------ Input records

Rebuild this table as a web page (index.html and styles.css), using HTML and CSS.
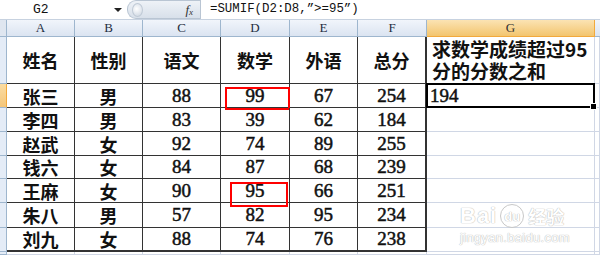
FILE: index.html
```html
<!DOCTYPE html>
<html lang="zh">
<head>
<meta charset="utf-8">
<title>SUMIF</title>
<link rel="stylesheet" href="styles.css">
</head>
<body>
<div class="fbar">
  <div class="namebox">G2</div>
  <div class="drop"></div>
  <div class="pill"><span class="knob"></span><span class="fx">f<sub>x</sub></span></div>
  <div class="formula">=SUMIF(D2:D8,”&gt;=95”)</div>
</div>
<div class="sheet">
  <div class="corner"></div>
  <div class="ch">A</div><div class="ch">B</div><div class="ch">C</div><div class="ch">D</div><div class="ch">E</div><div class="ch">F</div><div class="ch chsel">G</div><div class="ch chlast"></div>

  <div class="rh"></div>
  <div class="c t th">姓名</div><div class="c t th">性别</div><div class="c t th">语文</div><div class="c t th">数学</div><div class="c t th">外语</div><div class="c t th tr">总分</div>
  <div class="c g note">求数学成绩超过95分的分数之和</div><div class="c g"></div>

  <div class="rh rhsel"></div>
  <div class="c t">张三</div><div class="c t">男</div><div class="c t n">88</div><div class="c t n mark"><span class="box box1"></span>99</div><div class="c t n">67</div><div class="c t n tr">254</div>
  <div class="c g n sel">194</div><div class="c g"></div>

  <div class="rh"></div>
  <div class="c t">李四</div><div class="c t">男</div><div class="c t n">83</div><div class="c t n">39</div><div class="c t n">62</div><div class="c t n tr">184</div>
  <div class="c g"></div><div class="c g"></div>

  <div class="rh"></div>
  <div class="c t">赵武</div><div class="c t">女</div><div class="c t n">92</div><div class="c t n">74</div><div class="c t n">89</div><div class="c t n tr">255</div>
  <div class="c g"></div><div class="c g"></div>

  <div class="rh"></div>
  <div class="c t">钱六</div><div class="c t">女</div><div class="c t n">84</div><div class="c t n">87</div><div class="c t n">68</div><div class="c t n tr">239</div>
  <div class="c g"></div><div class="c g"></div>

  <div class="rh"></div>
  <div class="c t">王麻</div><div class="c t">女</div><div class="c t n">90</div><div class="c t n mark"><span class="box box2"></span>95</div><div class="c t n">66</div><div class="c t n tr">251</div>
  <div class="c g"></div><div class="c g"></div>

  <div class="rh"></div>
  <div class="c t">朱八</div><div class="c t">男</div><div class="c t n">57</div><div class="c t n">82</div><div class="c t n">95</div><div class="c t n tr">234</div>
  <div class="c g"></div><div class="c g"></div>

  <div class="rh"></div>
  <div class="c t tb">刘九</div><div class="c t tb">女</div><div class="c t n tb">88</div><div class="c t n tb">74</div><div class="c t n tb">76</div><div class="c t n tb tr">238</div>
  <div class="c g"></div><div class="c g"></div>

  <div class="rh"></div>
  <div class="c g"></div><div class="c g"></div><div class="c g"></div><div class="c g"></div><div class="c g"></div><div class="c g"></div><div class="c g"></div><div class="c g"></div>

  <div class="wm">
    <div class="wm-top"><span class="wm-bai">Bai</span><span class="wm-du">du</span><span class="wm-jy">经验</span></div>
    <div class="wm-url">jingyan.baidu.com</div>
  </div>
</div>
</body>
</html>
```

FILE: styles.css
```css
html, body {
  margin: 0;
  padding: 0;
  background: #ffffff;
  width: 600px;
  height: 255px;
  overflow: hidden;
}

.fbar {
  display: flex;
  align-items: stretch;
  height: 19px;
  border-bottom: 1px solid #c7d2e0;
  background: #ffffff;
}
.namebox {
  width: 110px;
  padding-left: 33px;
  box-sizing: border-box;
  font: 13px/19px "Liberation Mono", "DejaVu Sans Mono", monospace;
  color: #111;
}
.drop {
  width: 17px;
  position: relative;
}
.drop::after {
  content: "";
  position: absolute;
  left: 4px;
  top: 8px;
  border-left: 4px solid transparent;
  border-right: 4px solid transparent;
  border-top: 4px solid #222;
}
.pill {
  width: 73px;
  display: flex;
  align-items: center;
  justify-content: space-between;
  background: linear-gradient(#eef2f7, #d8e0ea);
  border-radius: 9px 0 0 9px;
  border: 1px solid #b9c5d3;
  border-right: none;
  box-sizing: border-box;
  padding: 0 7px 0 4px;
}
.knob {
  width: 9px;
  height: 12px;
  border-radius: 50%;
  background: radial-gradient(circle at 40% 40%, #ffffff, #c9d3df);
  border: 1px solid #c0cad6;
}
.fx {
  font: italic 13px/1 "Liberation Serif", serif;
  color: #333;
}
.fx sub {
  font-size: 9px;
  vertical-align: -1px;
}
.formula {
  flex: 1;
  border-left: 1px solid #b9c5d3;
  padding-left: 9px;
  font: 12.4px/19px "Liberation Mono", "DejaVu Sans Mono", monospace;
  color: #111;
}

.sheet {
  position: relative;
  display: grid;
  grid-template-columns: 7px 68px 68px 78px 69px 68px 69px 168px 1fr;
  grid-template-rows: 17px 47px 24px 24px 24px 23px 24px 25px 24px 1fr;
  height: 235px;
}

.corner {
  background: #dfe6f0;
  border-right: 1px solid #9eb6ce;
  border-bottom: 1px solid #9eb6ce;
}
.ch {
  background: linear-gradient(#f1f5fb, #dbe4f1);
  border-right: 1px solid #9eb6ce;
  border-bottom: 1px solid #9eb6ce;
  font: 13px/16px "Liberation Serif", serif;
  text-align: center;
  color: #1f2d40;
}
.chsel {
  background: linear-gradient(#fbe3b3, #f3c56e);
  border-right-color: #f2a93c;
  border-bottom-color: #f2a93c;
  color: #333;
}
.chlast {
  border-right: none;
}
.rh {
  background: #e4ecf7;
  border-right: 1px solid #9eb6ce;
  border-bottom: 1px solid #9eb6ce;
}
.rhsel {
  background: linear-gradient(#fbdca2, #f4c67a);
  border-right-color: #f2a93c;
}

.c {
  position: relative;
  box-sizing: border-box;
  display: flex;
  align-items: center;
  justify-content: center;
  font-family: "Noto Sans CJK SC", sans-serif;
  font-size: 18px;
  font-weight: 700;
  color: #111;
}
.t {
  border-right: 1px solid #333;
  border-bottom: 1px solid #333;
}
.tr {
  border-right: 2px solid #333;
}
.tb {
  border-bottom: 2px solid #333;
}
.n {
  font-family: "Liberation Serif", serif;
  font-size: 19px;
  font-weight: 400;
  -webkit-text-stroke: 0.5px #111;
}
.g {
  border-right: 1px solid #d0d7e5;
  border-bottom: 1px solid #d0d7e5;
}
.note {
  align-items: flex-start;
  justify-content: flex-start;
  padding: 1px 4px 0 5px;
  font-size: 19px;
  line-height: 22px;
  font-weight: 700;
  word-break: break-all;
}
.sel {
  justify-content: flex-start;
  padding-left: 3px;
}
.sel::after {
  content: "";
  position: absolute;
  left: -1px;
  top: -1px;
  right: -1px;
  bottom: -1px;
  border: 2px solid #000;
}
.sel::before {
  content: "";
  position: absolute;
  right: -3px;
  bottom: -3px;
  width: 5px;
  height: 5px;
  background: #000;
  border: 1px solid #fff;
  z-index: 2;
}

.box {
  position: absolute;
  border: 2px solid #ff0000;
  box-sizing: border-box;
}
.box1 {
  left: 4px;
  top: 3px;
  width: 65px;
  height: 23px;
}
.box2 {
  left: 9px;
  top: 3px;
  width: 58px;
  height: 25px;
}

.wm {
  position: absolute;
  left: 460px;
  top: 183px;
  color: #ffffff;
  font-family: "Liberation Sans", sans-serif;
  text-shadow: 0 0 1px #b8b8b8, 0 0 1px #b8b8b8;
  pointer-events: none;
}
.wm-top {
  display: flex;
  align-items: center;
  height: 26px;
}
.wm-bai {
  font-size: 22px;
  font-weight: 700;
  letter-spacing: 1px;
}
.wm-du {
  margin-left: 3px;
  font-size: 13px;
  font-weight: 700;
  width: 22px;
  height: 22px;
  border-radius: 50%;
  border: 1px solid #c8c8c8;
  display: flex;
  align-items: center;
  justify-content: center;
}
.wm-jy {
  margin-left: 4px;
  font-family: "Noto Sans CJK SC", sans-serif;
  font-size: 18px;
  font-weight: 700;
}
.wm-url {
  font-size: 13px;
  margin-top: 1px;
  letter-spacing: 0.3px;
}
```
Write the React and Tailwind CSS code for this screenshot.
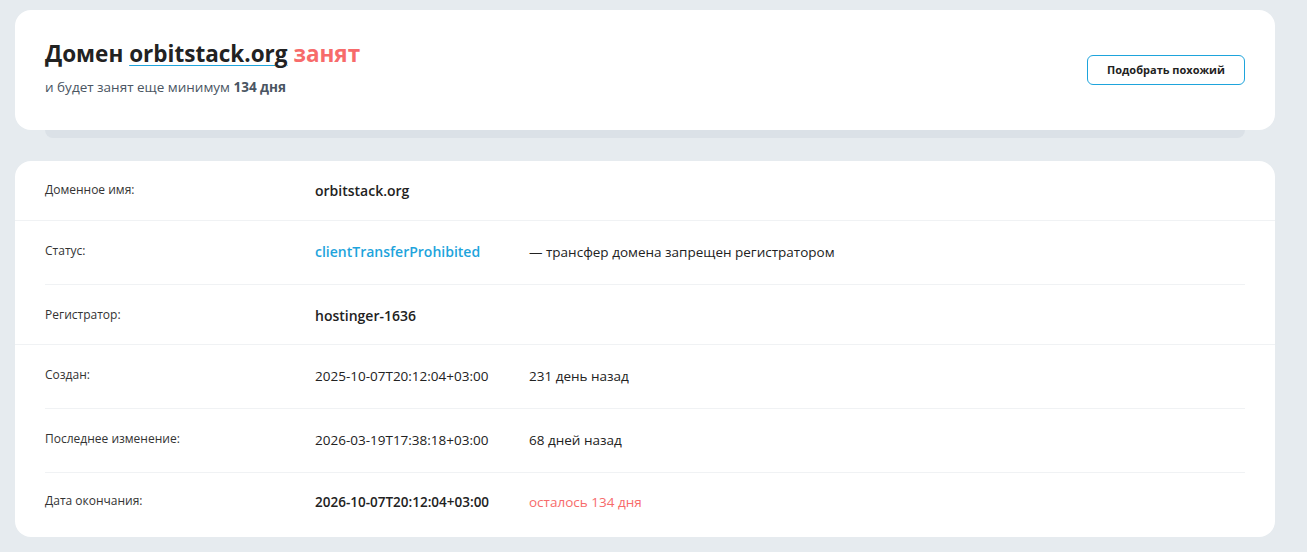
import React from 'react';

const rows = [
  { label: 'Доменное имя:', value: 'orbitstack.org', bold: true, big: true, h: 'h-[59px] pt-[21px]', line: 'full' },
  { label: 'Статус:', value: 'clientTransferProhibited', link: true, big: true, note: '— трансфер домена запрещен регистратором', h: 'h-[64px] pt-[22px]', line: 'inset' },
  { label: 'Регистратор:', value: 'hostinger-1636', bold: true, big: true, h: 'h-[59px] pt-[22px]', line: 'full' },
  { label: 'Создан:', value: '2025-10-07T20:12:04+03:00', note: '231 день назад', h: 'h-[64px] pt-[22px]', line: 'inset' },
  { label: 'Последнее изменение:', value: '2026-03-19T17:38:18+03:00', note: '68 дней назад', h: 'h-[64px] pt-[22px]', line: 'inset' },
  { label: 'Дата окончания:', value: '2026-10-07T20:12:04+03:00', bold: true, note: 'осталось 134 дня', red: true, h: 'h-[64px] pt-[20px]', line: 'none' },
];

function Row({ row }) {
  return (
    <div className={row.line === 'full' ? 'border-b border-[#f0f2f4]' : ''}>
      <div className={`${row.h} mx-[30px] flex items-start leading-[18px] ${row.line === 'inset' ? 'border-b border-[#f0f2f4]' : ''}`}>
        <div className="w-[270px] text-[12px] text-[#333] -mt-[1px]">{row.label}</div>
        <div
          className={`w-[214px] ${row.big ? 'text-[14px]' : 'text-[13.5px]'} ${row.bold || row.link ? 'font-semibold' : ''} ${row.link ? 'text-[#1ea4dc]' : 'text-[#222]'}`}
        >
          {row.value}
        </div>
        {row.note && (
          <div className={`text-[13.5px] ${row.red ? 'text-[#f76b6b]' : 'text-[#222]'}`}>{row.note}</div>
        )}
      </div>
    </div>
  );
}

export default function App() {
  return (
    <div className="min-h-screen bg-[#e6ebef] pl-[15px] pr-[32px] pt-[10px] pb-[15px] font-['Open_Sans',sans-serif]">
      <div className="bg-white rounded-2xl h-[120px] px-[30px] flex items-center justify-between">
        <div className="-mt-[4px]">
          <h1 className="text-[22.5px] font-bold text-[#222] leading-[32px]">
            Домен{' '}
            <span className="underline decoration-[#1ea4dc] decoration-1 underline-offset-[3px]">orbitstack.org</span>{' '}
            <span className="text-[#f76b6b]">занят</span>
          </h1>
          <p className="mt-[7px] text-[13.5px] text-[#4a5562]">
            и будет занят еще минимум <span className="font-bold">134 дня</span>
          </p>
        </div>
        <button className="w-[158px] h-[30px] rounded-md border border-[#1ea4dc] text-[11px] font-bold text-[#222] bg-white">
          Подобрать похожий
        </button>
      </div>
      <div className="mx-[30px] h-[8px] bg-[#dbe1e7] rounded-b-lg" />

      <div className="mt-[23px] bg-white rounded-2xl overflow-hidden">
        {rows.map((r) => (
          <Row key={r.label} row={r} />
        ))}
      </div>
    </div>
  );
}
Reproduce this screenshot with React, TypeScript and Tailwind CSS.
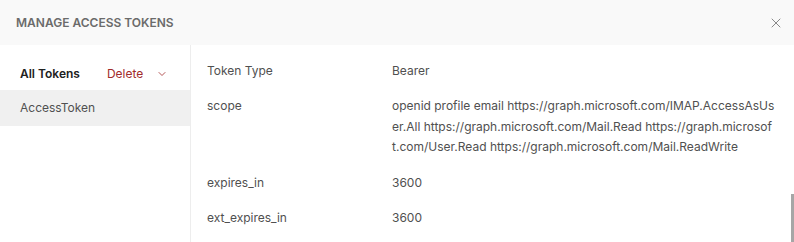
import { X, ChevronDown } from "lucide-react";

const rows = [
  { label: "Token Type", value: "Bearer" },
  {
    label: "scope",
    value:
      "openid profile email https://graph.microsoft.com/IMAP.AccessAsUser.All https://graph.microsoft.com/Mail.Read https://graph.microsoft.com/User.Read https://graph.microsoft.com/Mail.ReadWrite",
  },
  { label: "expires_in", value: "3600" },
  { label: "ext_expires_in", value: "3600" },
];

export default function App() {
  return (
    <div className="relative h-[242px] w-[794px] overflow-hidden bg-white font-['Inter',sans-serif] text-[12px] text-[#505050]">
      {/* Header */}
      <div className="flex h-[45px] items-center justify-between bg-[#f9f9f9] pl-4 pr-[10px]">
        <h1 className="text-[12px] font-semibold text-[#6b6b6b]">
          MANAGE ACCESS TOKENS
        </h1>
        <X className="h-[16px] w-[16px] text-[#6b6b6b]" strokeWidth={1.2} />
      </div>

      {/* Body */}
      <div className="flex h-[197px]">
        <div className="w-[191px] shrink-0 border-r border-[#ededed] pt-[13px]">
          <div className="flex h-[32px] items-center whitespace-nowrap px-5">
            <span className="font-semibold text-[#212121]">All Tokens</span>
            <button className="ml-[27px] flex items-center text-[#a12b2b]">
              Delete
              <ChevronDown className="ml-[13px] h-[12px] w-[12px]" strokeWidth={1.6} />
            </button>
          </div>
          <div className="flex h-[36px] items-center bg-[#f0f0f0] px-5">AccessToken</div>
        </div>

        <div className="flex-1 pl-[16px] pt-[8px]">
          {rows.map((row) => (
            <div key={row.label} className="flex py-[7.5px] leading-[20.5px]">
              <div className="w-[185px] shrink-0">{row.label}</div>
              <div className="w-[384px] break-all">{row.value}</div>
            </div>
          ))}
        </div>
      </div>

      {/* Scrollbar */}
      <div className="absolute bottom-0 right-0 h-[48px] w-[3px] bg-[#a6a6a6]" />
    </div>
  );
}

------------

__Directions__:
Transcribe only the lines above that start at the line containing "Write the React" and end at the line containing "import React from 'react';". Omit pictures.

__Full answer__:
Write the React and Tailwind CSS code for this screenshot.
import React from 'react';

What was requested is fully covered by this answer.